_EXERCISE BRIEF_. Transcribe all of the material below word for word and leave out its pictures.

_MATERIAL_.

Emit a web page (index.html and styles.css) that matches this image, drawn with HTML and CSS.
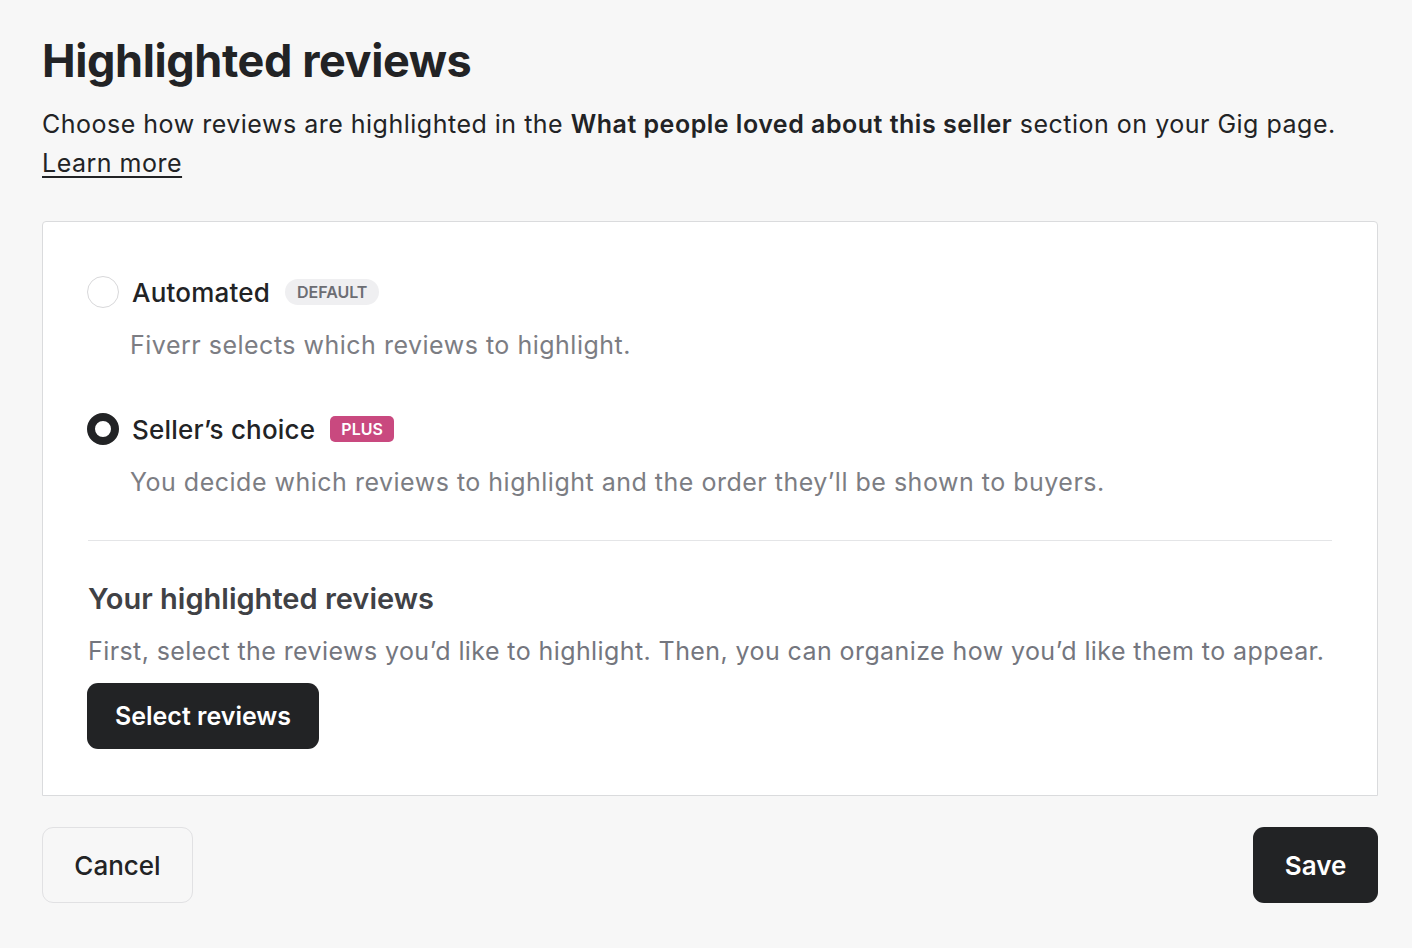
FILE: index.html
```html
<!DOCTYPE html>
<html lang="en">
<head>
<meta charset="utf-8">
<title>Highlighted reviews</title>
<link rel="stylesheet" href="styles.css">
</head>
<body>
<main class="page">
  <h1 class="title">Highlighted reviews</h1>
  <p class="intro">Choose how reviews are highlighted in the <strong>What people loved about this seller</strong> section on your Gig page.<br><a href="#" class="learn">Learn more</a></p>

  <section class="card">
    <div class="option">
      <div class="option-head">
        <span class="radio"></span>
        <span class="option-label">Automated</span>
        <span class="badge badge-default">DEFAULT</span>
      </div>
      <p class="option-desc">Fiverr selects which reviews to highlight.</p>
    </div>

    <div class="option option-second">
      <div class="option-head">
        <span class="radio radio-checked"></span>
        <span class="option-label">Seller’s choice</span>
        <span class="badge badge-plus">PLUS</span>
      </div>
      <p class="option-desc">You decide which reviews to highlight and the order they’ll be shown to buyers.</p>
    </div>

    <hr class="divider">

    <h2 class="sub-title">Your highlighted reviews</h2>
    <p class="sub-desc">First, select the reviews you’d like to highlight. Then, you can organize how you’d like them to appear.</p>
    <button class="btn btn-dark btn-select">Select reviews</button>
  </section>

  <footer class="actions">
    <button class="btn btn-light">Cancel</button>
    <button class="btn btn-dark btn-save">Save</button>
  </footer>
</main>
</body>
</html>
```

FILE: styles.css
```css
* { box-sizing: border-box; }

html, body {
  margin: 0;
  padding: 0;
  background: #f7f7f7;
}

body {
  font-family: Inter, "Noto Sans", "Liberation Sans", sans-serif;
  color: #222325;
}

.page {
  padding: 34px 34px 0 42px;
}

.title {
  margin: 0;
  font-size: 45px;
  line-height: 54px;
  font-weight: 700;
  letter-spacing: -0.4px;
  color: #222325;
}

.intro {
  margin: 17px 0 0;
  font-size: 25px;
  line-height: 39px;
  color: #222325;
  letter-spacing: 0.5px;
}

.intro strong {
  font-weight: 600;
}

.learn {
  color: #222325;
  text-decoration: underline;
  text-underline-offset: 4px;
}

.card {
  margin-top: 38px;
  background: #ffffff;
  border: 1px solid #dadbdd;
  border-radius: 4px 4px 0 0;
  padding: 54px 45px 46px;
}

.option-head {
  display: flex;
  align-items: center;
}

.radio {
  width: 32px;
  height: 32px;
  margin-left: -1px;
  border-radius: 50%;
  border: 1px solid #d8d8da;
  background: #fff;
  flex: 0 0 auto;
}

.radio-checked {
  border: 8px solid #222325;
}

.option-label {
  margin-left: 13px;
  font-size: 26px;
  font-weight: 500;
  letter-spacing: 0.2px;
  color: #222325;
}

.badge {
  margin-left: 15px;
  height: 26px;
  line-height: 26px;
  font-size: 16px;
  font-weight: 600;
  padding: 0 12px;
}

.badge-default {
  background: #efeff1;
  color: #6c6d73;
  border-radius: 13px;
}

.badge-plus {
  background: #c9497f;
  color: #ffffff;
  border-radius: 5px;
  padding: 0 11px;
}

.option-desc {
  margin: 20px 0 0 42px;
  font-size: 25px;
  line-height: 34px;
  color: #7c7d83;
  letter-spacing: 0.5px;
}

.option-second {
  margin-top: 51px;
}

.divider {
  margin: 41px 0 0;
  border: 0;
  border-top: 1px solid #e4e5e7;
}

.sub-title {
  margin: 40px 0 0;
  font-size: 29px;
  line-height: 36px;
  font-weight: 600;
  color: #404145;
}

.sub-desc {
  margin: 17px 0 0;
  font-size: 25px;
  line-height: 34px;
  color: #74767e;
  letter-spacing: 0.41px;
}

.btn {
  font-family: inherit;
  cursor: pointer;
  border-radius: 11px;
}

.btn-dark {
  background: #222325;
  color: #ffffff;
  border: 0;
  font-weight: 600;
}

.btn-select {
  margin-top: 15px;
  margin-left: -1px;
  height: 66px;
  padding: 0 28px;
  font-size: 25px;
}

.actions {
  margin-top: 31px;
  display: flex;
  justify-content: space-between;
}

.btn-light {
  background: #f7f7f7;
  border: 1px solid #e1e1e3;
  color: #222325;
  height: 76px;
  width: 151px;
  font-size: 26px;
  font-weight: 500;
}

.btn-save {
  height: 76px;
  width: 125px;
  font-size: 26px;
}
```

_TASK RESULT_.
Emit a web page (index.html and styles.css) that matches this image, drawn with HTML and CSS.
FILE: index.html
```html
<!DOCTYPE html>
<html lang="en">
<head>
<meta charset="utf-8">
<title>Highlighted reviews</title>
<link rel="stylesheet" href="styles.css">
</head>
<body>
<main class="page">
  <h1 class="title">Highlighted reviews</h1>
  <p class="intro">Choose how reviews are highlighted in the <strong>What people loved about this seller</strong> section on your Gig page.<br><a href="#" class="learn">Learn more</a></p>

  <section class="card">
    <div class="option">
      <div class="option-head">
        <span class="radio"></span>
        <span class="option-label">Automated</span>
        <span class="badge badge-default">DEFAULT</span>
      </div>
      <p class="option-desc">Fiverr selects which reviews to highlight.</p>
    </div>

    <div class="option option-second">
      <div class="option-head">
        <span class="radio radio-checked"></span>
        <span class="option-label">Seller’s choice</span>
        <span class="badge badge-plus">PLUS</span>
      </div>
      <p class="option-desc">You decide which reviews to highlight and the order they’ll be shown to buyers.</p>
    </div>

    <hr class="divider">

    <h2 class="sub-title">Your highlighted reviews</h2>
    <p class="sub-desc">First, select the reviews you’d like to highlight. Then, you can organize how you’d like them to appear.</p>
    <button class="btn btn-dark btn-select">Select reviews</button>
  </section>

  <footer class="actions">
    <button class="btn btn-light">Cancel</button>
    <button class="btn btn-dark btn-save">Save</button>
  </footer>
</main>
</body>
</html>
```

FILE: styles.css
```css
* { box-sizing: border-box; }

html, body {
  margin: 0;
  padding: 0;
  background: #f7f7f7;
}

body {
  font-family: Inter, "Noto Sans", "Liberation Sans", sans-serif;
  color: #222325;
}

.page {
  padding: 34px 34px 0 42px;
}

.title {
  margin: 0;
  font-size: 45px;
  line-height: 54px;
  font-weight: 700;
  letter-spacing: -0.4px;
  color: #222325;
}

.intro {
  margin: 17px 0 0;
  font-size: 25px;
  line-height: 39px;
  color: #222325;
  letter-spacing: 0.5px;
}

.intro strong {
  font-weight: 600;
}

.learn {
  color: #222325;
  text-decoration: underline;
  text-underline-offset: 4px;
}

.card {
  margin-top: 38px;
  background: #ffffff;
  border: 1px solid #dadbdd;
  border-radius: 4px 4px 0 0;
  padding: 54px 45px 46px;
}

.option-head {
  display: flex;
  align-items: center;
}

.radio {
  width: 32px;
  height: 32px;
  margin-left: -1px;
  border-radius: 50%;
  border: 1px solid #d8d8da;
  background: #fff;
  flex: 0 0 auto;
}

.radio-checked {
  border: 8px solid #222325;
}

.option-label {
  margin-left: 13px;
  font-size: 26px;
  font-weight: 500;
  letter-spacing: 0.2px;
  color: #222325;
}

.badge {
  margin-left: 15px;
  height: 26px;
  line-height: 26px;
  font-size: 16px;
  font-weight: 600;
  padding: 0 12px;
}

.badge-default {
  background: #efeff1;
  color: #6c6d73;
  border-radius: 13px;
}

.badge-plus {
  background: #c9497f;
  color: #ffffff;
  border-radius: 5px;
  padding: 0 11px;
}

.option-desc {
  margin: 20px 0 0 42px;
  font-size: 25px;
  line-height: 34px;
  color: #7c7d83;
  letter-spacing: 0.5px;
}

.option-second {
  margin-top: 51px;
}

.divider {
  margin: 41px 0 0;
  border: 0;
  border-top: 1px solid #e4e5e7;
}

.sub-title {
  margin: 40px 0 0;
  font-size: 29px;
  line-height: 36px;
  font-weight: 600;
  color: #404145;
}

.sub-desc {
  margin: 17px 0 0;
  font-size: 25px;
  line-height: 34px;
  color: #74767e;
  letter-spacing: 0.41px;
}

.btn {
  font-family: inherit;
  cursor: pointer;
  border-radius: 11px;
}

.btn-dark {
  background: #222325;
  color: #ffffff;
  border: 0;
  font-weight: 600;
}

.btn-select {
  margin-top: 15px;
  margin-left: -1px;
  height: 66px;
  padding: 0 28px;
  font-size: 25px;
}

.actions {
  margin-top: 31px;
  display: flex;
  justify-content: space-between;
}

.btn-light {
  background: #f7f7f7;
  border: 1px solid #e1e1e3;
  color: #222325;
  height: 76px;
  width: 151px;
  font-size: 26px;
  font-weight: 500;
}

.btn-save {
  height: 76px;
  width: 125px;
  font-size: 26px;
}
```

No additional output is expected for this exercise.